DESCRIPTION OF WABTEC CAPITAL SECURITIES
The rights of holders of Common Stock and Series A Preferred Stock are governed by, as applicable, Delaware
law, the Restated Certificate of Incorporation of Wabtec, as amended (the Wabtec Charter), the Bylaws of
Wabtec, as amended (the Wabtec Bylaws), and the Certificate of Designations of Series A Non-Voting
Convertible Preferred Stock of Wabtec (the Certificate of Designations). For information on how to obtain a
copy of the Wabtec Charter, the Wabtec Bylaws and the Certificate of Designations, see Where You Can Find
More Information.
The following descriptions of the Common Stock and Series A Preferred Stock do not purport to be complete and
are subject to, and qualified in their entirety by reference to, as applicable, the complete text of the Wabtec
Charter, the Wabtec Bylaws and the Certificate of Designations.
General
As of the date of this prospectus, Wabtecs authorized capital stock consists of 501,000,000 shares of capital stock, consisting of up to 500,000,000 shares of Common Stock and up to 1,000,000 shares of preferred stock, par value $0.01 per share, in one or more series. As of March 31, 2019, there were 162,817,600 shares of Common Stock issued and outstanding and Wabtec had reserved 1,951,722 additional shares of Common Stock for issuance under its stock compensation plans. As of March 31, 2019, there were 10,000 shares of Series A Preferred Stock issued and outstanding.
Common Stock
Dividends.
The holders of Common Stock are entitled to receive dividends when, as and if declared by the Wabtec board of directors, out of funds legally available for their payment subject to the rights of holders of Wabtec preferred stock.
Voting Rights.
The holders of Common Stock are entitled to one vote per share on all matters submitted to a vote of Wabtec stockholders. There are no cumulative voting rights associated with the Common Stock.
Rights Upon Liquidation.
In the event of Wabtecs voluntary or involuntary liquidation, dissolution or winding up, the holders of Common Stock will be entitled to share equally in any of Wabtecs assets available for distribution after the payment in full of all debts and distributions and after the holders of all series of the outstanding shares of Wabtec preferred stock have received their liquidation preferences in full.
Miscellaneous.
The outstanding shares of Common Stock are fully paid and nonassessable. The holders of Common Stock are not entitled to preemptive or redemption rights. There are no sinking fund provisions applicable to the Common Stock. Shares of Common Stock are not convertible into shares of any other class of capital stock. EQ Shareowner Services is the transfer agent and registrar for the Common Stock.
Stock Exchange Listing.
The Common Stock is listed on the New York Stock Exchange and trades under the symbol WAB.
Preferred Stock
The Wabtec Charter expressly authorizes the Wabtec board of directors, subject to any limitations prescribed by law and without further stockholder action, to provide for the issuance of up to 1,000,000 shares of preferred stock in one or more series from time to time.
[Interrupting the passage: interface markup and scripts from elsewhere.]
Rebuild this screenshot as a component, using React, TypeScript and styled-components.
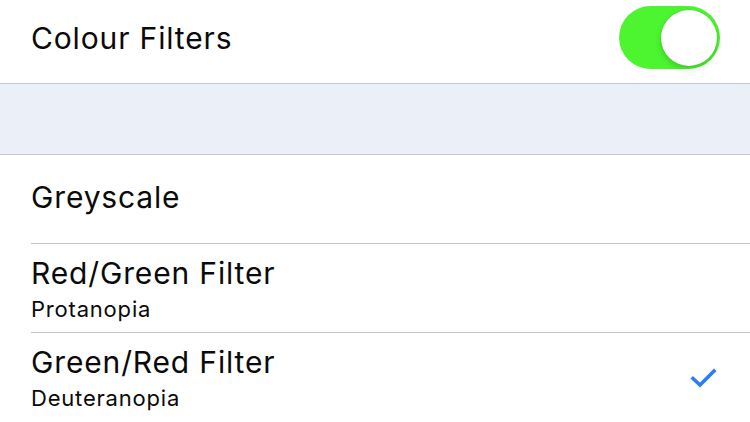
import React from "react";
import styled, { createGlobalStyle } from "styled-components";

const Global = createGlobalStyle`
  html, body { margin: 0; padding: 0; background: #ffffff; }
  body { font-family: Inter, "Liberation Sans", Arial, sans-serif; -webkit-font-smoothing: antialiased; }
`;

const Page = styled.div`
  width: 750px;
  height: 422px;
  overflow: hidden;
  display: flex;
  flex-direction: column;
  background: #ffffff;
`;

const ToggleRow = styled.div`
  height: 84px;
  display: flex;
  align-items: center;
  justify-content: space-between;
  padding: 0 30px 8px 31px;
  box-sizing: border-box;
  border-bottom: 1px solid #c4c7cc;
  flex: none;
`;

const Title = styled.div`
  font-size: 30px;
  color: #0a0a0a;
  letter-spacing: 0.85px;
  line-height: 34px;
`;

const Subtitle = styled.div`
  font-size: 22px;
  color: #0a0a0a;
  letter-spacing: 0.8px;
  line-height: 26px;
  margin-top: 6px;
`;

const Switch = styled.div<{ on: boolean }>`
  width: 101px;
  height: 63px;
  border-radius: 32px;
  background: ${(p) => (p.on ? "#4cf530" : "#e5e5ea")};
  display: flex;
  align-items: center;
  justify-content: ${(p) => (p.on ? "flex-end" : "flex-start")};
  padding: 0 3px;
  box-sizing: border-box;
`;

const Knob = styled.div`
  width: 56px;
  height: 56px;
  border-radius: 50%;
  background: #ffffff;
  box-shadow: 0 3px 6px rgba(0, 0, 0, 0.18), 0 0 1px rgba(0, 0, 0, 0.15);
`;

const Band = styled.div`
  height: 70px;
  background: #ebeff7;
  border-bottom: 1px solid #c4c7cc;
  flex: none;
`;

const List = styled.div`
  display: flex;
  flex-direction: column;
`;

const Option = styled.div<{ last?: boolean }>`
  height: 88px;
  margin-left: 31px;
  padding-right: 32px;
  display: flex;
  align-items: center;
  justify-content: space-between;
  border-bottom: ${(p) => (p.last ? "none" : "1px solid #c4c7cc")};
  flex: none;
`;

const Texts = styled.div<{ twoLine?: boolean }>`
  display: flex;
  flex-direction: column;
  padding-top: ${(p) => (p.twoLine ? "2px" : "0")};
  margin-top: ${(p) => (p.twoLine ? "0" : "-4px")};
`;

const CheckMark = styled.svg`
  margin-top: 4px;
  flex: none;
`;

const Check = () => (
  <CheckMark width="28" height="22" viewBox="0 0 28 22">
    <path d="M3 10.5 L10 17 L24 3" fill="none" stroke="#2a7ef5" strokeWidth="3.6" strokeLinecap="square" />
  </CheckMark>
);

const options = [
  { title: "Greyscale" },
  { title: "Red/Green Filter", sub: "Protanopia" },
  { title: "Green/Red Filter", sub: "Deuteranopia", checked: true },
];

export default function App() {
  return (
    <Page>
      <Global />
      <ToggleRow>
        <Title>Colour Filters</Title>
        <Switch on>
          <Knob />
        </Switch>
      </ToggleRow>
      <Band />
      <List>
        {options.map((o, i) => (
          <Option key={o.title} last={i === options.length - 1}>
            <Texts twoLine={!!o.sub}>
              <Title>{o.title}</Title>
              {o.sub && <Subtitle>{o.sub}</Subtitle>}
            </Texts>
            {o.checked && <Check />}
          </Option>
        ))}
      </List>
    </Page>
  );
}
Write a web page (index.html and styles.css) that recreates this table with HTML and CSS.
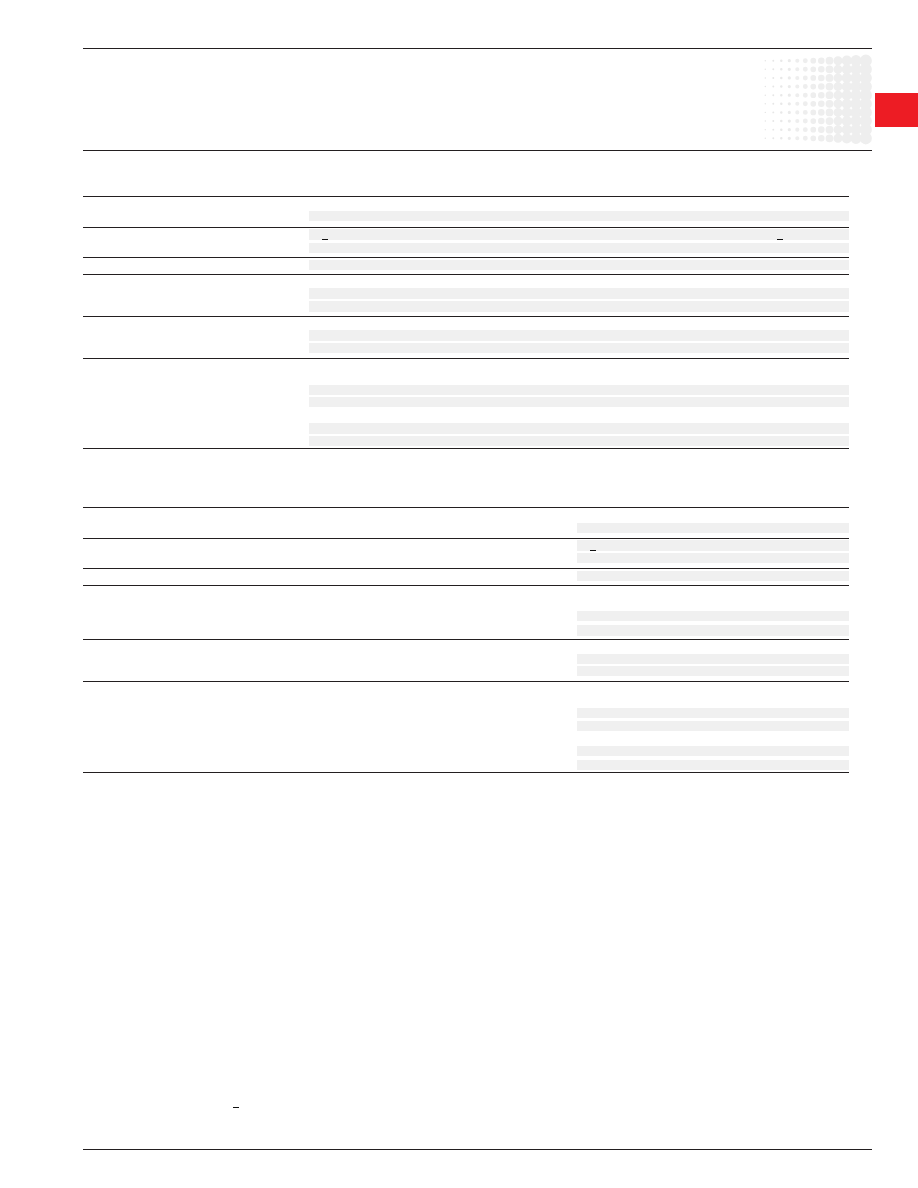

In addition, the Wabtec board of directors is authorized to establish from time to time the number of shares to be included in each series of preferred stock and to fix the designation, relative rights, preferences, qualifications and limitations of the shares of each series of preferred stock.
Series A Preferred Stock
On February 25, 2019, Wabtec filed the Certificate of Designations with the Secretary of State of the State of Delaware, establishing the designations, rights, privileges, restrictions, preferences and other terms relating to the Series A Preferred Stock. The Certificate of Designations became effective with the Secretary of State of the State of Delaware upon filing. A copy of the Certificate of Designations is attached as Exhibit 3.5 to the registration statement of which this prospectus forms a part.